The Between-ness of Lyric / Lyrik im Dazwischen / L’entre-deux lyrique

Ralph Mueller Announcement
Location
Switzerland
Subject Fields
German History / Studies, Literature, French History / Studies

The Between-ness of Lyric / L’entre-deux lyrique / Lyrik im Dazwischen

 

 

CALL FOR PAPERS (deadline 3rd December 2018)
Second biennial conference of the International Network for the Study of Lyric
University of Lausanne, Switzerland
4th-7th June 2019

 

Languages
English, French, German (with subtitles in English)

 

At the inaugural conference of the INSL, in Boston 2017, we began to situate the lyric in its broad contours, its generic outlines, characteristic strategies and ways of knowing; we debated its historical and cultural components; and we identified possible frontiers and border transgressions. The second INSL conference aims to build on this groundwork, while pursuing further the notion of lyric operating between and across languages. We are also interested in the tensions that arise between historical approaches and transhistorical conceptions, between the analysis of printed books and works of transmediation, between ‘close reading’ and ‘distant reading’, as well as between regional and national concepts of lyric, on the one hand, and global, transnational and comparative perspectives, on the other.

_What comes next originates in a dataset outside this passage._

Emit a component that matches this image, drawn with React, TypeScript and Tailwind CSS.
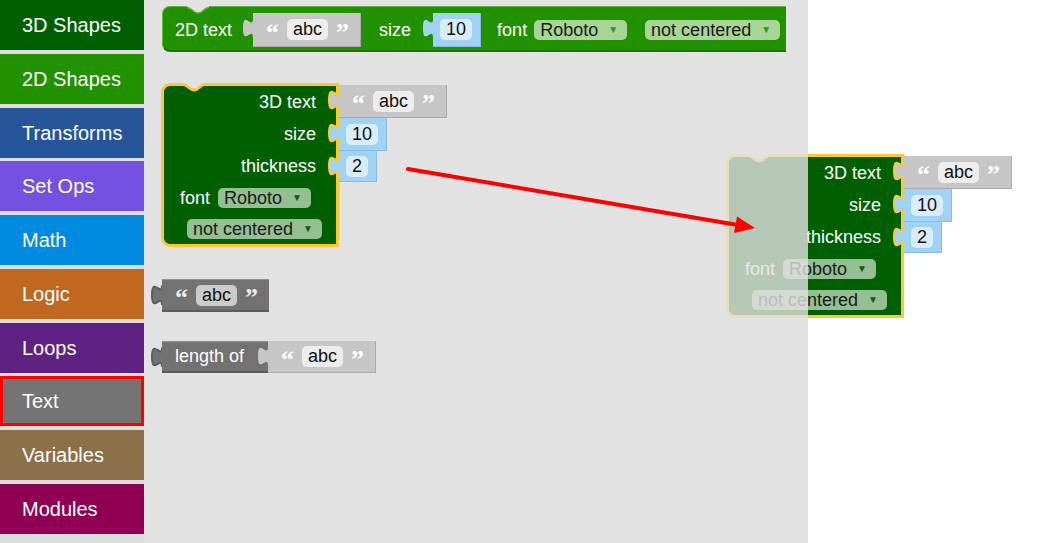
import React from "react";

// toolbox categories, top to bottom
const categories = [
  { name: "3D Shapes", bg: "bg-[#006000]" },
  { name: "2D Shapes", bg: "bg-[#219100]" },
  { name: "Transforms", bg: "bg-[#27559a]" },
  { name: "Set Ops", bg: "bg-[#7451e0]" },
  { name: "Math", bg: "bg-[#008ae0]" },
  { name: "Logic", bg: "bg-[#c06820]" },
  { name: "Loops", bg: "bg-[#602282]" },
  { name: "Text", bg: "bg-[#747474]", selected: true },
  { name: "Variables", bg: "bg-[#8c7049]" },
  { name: "Modules", bg: "bg-[#900052]" },
];

function Sidebar() {
  return (
    <div className="flex w-[144px] shrink-0 flex-col gap-[3.75px] bg-[#dddddd]">
      {categories.map((cat) => (
        <div
          key={cat.name}
          className={`flex h-[50px] items-center text-[20px] text-white ${cat.bg} ${
            cat.selected ? "border-[3px] border-[#ff0000] pl-[19px]" : "pl-[22px]"
          }`}
        >
          {cat.name}
        </div>
      ))}
    </div>
  );
}

// output tab on the left side of a value block
function Tab({ fill, stroke }: { fill: string; stroke?: string }) {
  return (
    <svg width="13" height="21" viewBox="0 0 13 21" className="absolute left-[-11px] top-[5px]">
      <path d="M11,0.5 C11,13 1,-9.5 1,10 S11,7 11,20" fill={fill} stroke={stroke ?? "none"} strokeWidth={stroke ? 2 : 0} />
      <rect x="11" y="0" width="2" height="21" fill={fill} />
    </svg>
  );
}

// previous-connection notch at the top of a statement block
function Notch({ stroke, width, className }: { stroke: string; width: number; className: string }) {
  return (
    <svg width="22" height="10" viewBox="0 0 22 10" className={`absolute ${className}`}>
      <path d="M0,0 L22,0 L22,1.5 C17,1.5 16,7 11,7 C6,7 5,1.5 0,1.5 Z" fill="#e2e2e2" />
      <path d="M22,1.5 C17,1.5 16,7 11,7 C6,7 5,1.5 0,1.5" fill="none" stroke={stroke} strokeWidth={width} />
    </svg>
  );
}

function Quote({ dark, children }: { dark?: boolean; children: string }) {
  return (
    <span
      className={`mt-[-2px] h-[14px] font-['Liberation_Serif',serif] text-[26px] font-bold leading-[22px] ${
        dark ? "text-[#ececec]" : "text-white"
      }`}
    >
      {children}
    </span>
  );
}

function TextValue({
  dark,
  h,
  tabStroke,
}: {
  dark?: boolean;
  h: string;
  tabStroke?: string;
}) {
  const fill = dark ? "#727272" : "#c6c6c6";
  return (
    <div
      className={`relative flex shrink-0 items-center gap-[8px] pl-[13px] pr-[11px] ${h} ${
        dark
          ? "border-t border-b-2 border-t-[#8e8e8e] border-b-[#5b5b5b] bg-[#727272]"
          : "border-r border-b border-r-[#ababab] border-b-[#ababab] bg-[#c6c6c6]"
      }`}
    >
      <Tab fill={fill} stroke={tabStroke} />
      <Quote dark={dark}>“</Quote>
      <span
        className={`rounded-[5px] px-[6px] text-[18px] leading-[21px] text-[#111] ${
          dark ? "bg-[#cbcbcb]" : "bg-[#ededed]"
        }`}
      >
        abc
      </span>
      <Quote dark={dark}>”</Quote>
    </div>
  );
}

function NumValue({ value, h, tabStroke }: { value: string; h: string; tabStroke?: string }) {
  return (
    <div
      className={`relative flex shrink-0 items-center border-r border-b border-r-[#86bde3] border-b-[#86bde3] bg-[#a0d2f3] pl-[7px] pr-[8px] ${h}`}
    >
      <Tab fill="#a0d2f3" stroke={tabStroke} />
      <span className="rounded-[5px] bg-[#d9ecfa] px-[6px] text-[18px] leading-[21px] text-[#111]">{value}</span>
    </div>
  );
}

function Dropdown({ label, light }: { label: string; light?: boolean }) {
  return (
    <span
      className={`flex h-[20px] items-center gap-[10px] rounded-[5px] pl-[6px] pr-[9px] text-[18px] leading-[20px] text-[#1a1a1a] ${
        light ? "bg-[#a6d597]" : "bg-[#93bf93]"
      }`}
    >
      {label}
      <span className={`text-[10px] ${light ? "text-[#2c9a14]" : "text-[#0b5e0b]"}`}>▼</span>
    </span>
  );
}

function Block3D({ className }: { className: string }) {
  const yellow = "#fcc734";
  return (
    <div className={`absolute flex items-start ${className}`}>
      <div className="relative flex w-[178px] flex-col rounded-l-[9px] border-[3px] border-[#fcc734] bg-[#005f00] text-[18px] text-white">
        <Notch stroke={yellow} width={3} className="left-[19px] top-[-3px]" />
        <div className="flex h-[32px] items-center justify-end pr-[20px]">3D text</div>
        <div className="flex h-[32px] items-center justify-end pr-[20px]">size</div>
        <div className="flex h-[32px] items-center justify-end pr-[20px]">thickness</div>
        <div className="flex h-[32px] items-center gap-[8px] pl-[16px]">
          font <Dropdown label="Roboto" />
        </div>
        <div className="flex h-[30px] items-center pl-[23px]">
          <Dropdown label="not centered" />
        </div>
      </div>
      <div className="flex flex-col items-start pt-[2px]">
        <TextValue h="h-[33px]" tabStroke={yellow} />
        <NumValue value="10" h="h-[33px]" tabStroke={yellow} />
        <NumValue value="2" h="h-[31px]" tabStroke={yellow} />
      </div>
    </div>
  );
}

export default function App() {
  return (
    <div className="relative flex h-[543px] w-[1063px] overflow-hidden bg-white font-['Liberation_Sans',Arial,sans-serif]">
      <Sidebar />
      <div className="h-full w-[664px] shrink-0 bg-[#e2e2e2]" />
      <div className="flex-1 bg-white" />

      {/* 2D text block */}
      <div className="absolute left-[162px] top-[6px] flex h-[46px] w-[624px] items-center rounded-l-[8px] border-t border-l border-b-2 border-t-[#5cb43e] border-l-[#5cb43e] border-b-[#1b7300] bg-[#229100] pl-[12px] pt-[3px] text-[18px] text-white">
        <Notch stroke="#5cb43e" width={1.5} className="left-[24px] top-[-1px]" />
        <span>2D text</span>
        <div className="ml-[21px]">
          <TextValue h="h-[34px]" />
        </div>
        <span className="ml-[18px]">size</span>
        <div className="ml-[22px]">
          <NumValue value="10" h="h-[34px]" />
        </div>
        <span className="ml-[16px]">font</span>
        <span className="ml-[7px]">
          <Dropdown label="Roboto" light />
        </span>
        <span className="ml-[18px]">
          <Dropdown label="not centered" light />
        </span>
      </div>

      <Block3D className="left-[161px] top-[83px]" />

      {/* standalone text block */}
      <div className="absolute left-[162px] top-[279px]">
        <TextValue dark h="h-[33px]" tabStroke="#5d5d5d" />
      </div>

      {/* length of */}
      <div className="absolute left-[162px] top-[341px] flex h-[32px] items-stretch">
        <div className="relative flex items-center border-t border-b-2 border-t-[#8e8e8e] border-b-[#5b5b5b] bg-[#727272] pl-[13px] pr-[24px] text-[18px] text-white">
          <Tab fill="#727272" stroke="#5d5d5d" />
          length of
        </div>
        <TextValue h="h-[32px]" />
      </div>

      {/* block being dragged, faded where it still lies over the workspace */}
      <Block3D className="left-[726px] top-[154px]" />
      <div className="absolute left-[716px] top-[148px] h-[175px] w-[92px] bg-[#e2e2e2]/80" />

      <svg className="pointer-events-none absolute left-0 top-0" width="1063" height="543">
        <line x1="408" y1="169" x2="738" y2="225" stroke="#ff0000" strokeWidth="4" strokeLinecap="round" />
        <polygon points="737,216.5 755,228 734,233" fill="#ff0000" />
      </svg>
    </div>
  );
}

We will not attempt to resolve the divisions and tensions that exist between fundamentally different approaches to lyric (e.g. theoretical, historical, creative) or different kinds of poetry (e.g. popular and literary, oral, printed, and multimedia forms), but we would like to explore how these tensions might generate new and dynamic, nuanced approaches. With this aim, several questions occur to us. Should we, in any measure, adopt narratological models or should this be resisted? Should we consider the lyric in opposition to, in complementarity with, or as indivisible from other discourses? Are there alternative models that could be developed based on international and multilingual factors? In what ways might the prefixes ‘inter-‘ or ‘trans-’ (as in, transgenre, transnational, transmedial, transhistorical, intertextual) help generate new ways of understanding the lyric? And how can quantitative analysis, as favoured in Digital Humanities approaches, contribute new understanding, alongside existing qualitative analytical traditions?

 

Although we will consider a limited number of proposals on other aspects of lyric, we particularly encourage proposals on any aspect of ‘the betweenness of lyric’. Questions might include, for example:

1. How to combine historical and theoretical approaches? Is it possible to adopt a historical perspective which can encompass a plurality of historical periods and cultures? How can we avoid ahistorical theorising? Should we instead develop transhistorical and/or comparative strategies?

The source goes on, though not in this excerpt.